The classic use of U.S. military intervention, has been to enforce respect for American lives and property. Thus, in 1801, marines landed in Tripoli to free the crew of a seized U.S. ship. In 1849, a U.S. naval force debarked in Turkey to gain the release of an imprisoned American. In 1851, U.S. troops intervened on Johanna Island, off East Africa, to exact redress for the imprisonment of an American whaling captain.
A Bulwark Against Designs. But far more important than the protection of American nationals was worry that European countries might come over the Atlantic again to intervene in pursuit of old colonialist designs. This fear, in turn, gave rise to the U.S.'s enduring defensive bulwark against foreign encroachment in the Western Hemisphere: the Monroe Doctrine.
Contained in President James Monroe's State of the Union message on Dec. 2, 1823, the doctrine declared: "The occasion has been judged proper for asserting, as a principle in which the rights and interests of the United States are involved, that the American continents, by the free and independent condition which they have assumed and maintain, are henceforth not to be considered as subjects for future colonization by any European powers." Implicit in the Monroe Doctrine was the threat that the U.S. would oppose any such European intervention with armed force.
While the U.S. was occupied with the Civil War, Spain regained control of its former colony of Santo Domingo and France set up the Austrian Archduke Maximilian as Emperor of Mexico. But in 1865, shortly after Appomattox, the Spaniards cleared out of Santo Domingo; a year later France, under U.S. pressure, began pulling its troops out of Mexico, leaving Maximilian to die before a Mexican firing squad.
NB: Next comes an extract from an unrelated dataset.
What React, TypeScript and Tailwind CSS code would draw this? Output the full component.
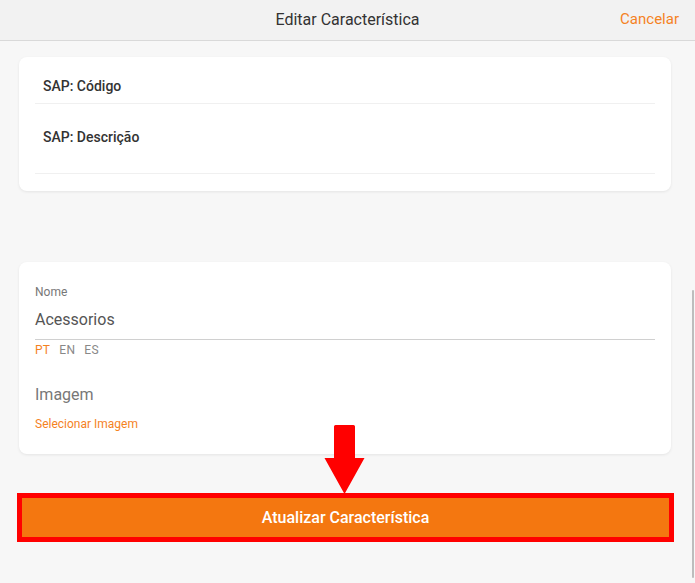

In 1903, after Germany, Britain and Italy decreed a blockade of Venezuela to force the dictator of the day to pay claims due their citizens, President Theodore Roosevelt warned the Europeans away with a threat of intervention by the U.S. fleet.
"Wrongdoing or Impotence." A year later, T.R. enunciated his "Roosevelt Corollary" to the Monroe Doctrine Bluntly, Teddy declared: "Chronic wrongdoing, or an impotence which results in a general loosening of the ties of civilized society, may in America as elsewhere, ultimately require intervention by some civilized nation, and in the Western Hemisphere the adherence of the United States to the Monroe Doctrine may force the United States however reluctantly ... to the exercise of an international police power " Teddy's was the Big Stick. In 1903 after the U.S. had kicked the Spaniards out of Cuba and supported Panama's revolt against Colombia because of Washington's interest in an isthmian canal, Roosevelt signed treaties with Cuba and Panama providing for U.S intervention to protect the fledgling republics' independence. But T.R.'s successors also invoked the corollary. In 1909 when Nicaragua erupted in chaos under the corrupt anti-American dictatorship of Jose Santos Zelaya, President Taft sent in troops, who occupied the Central American republic almost continually until 1933.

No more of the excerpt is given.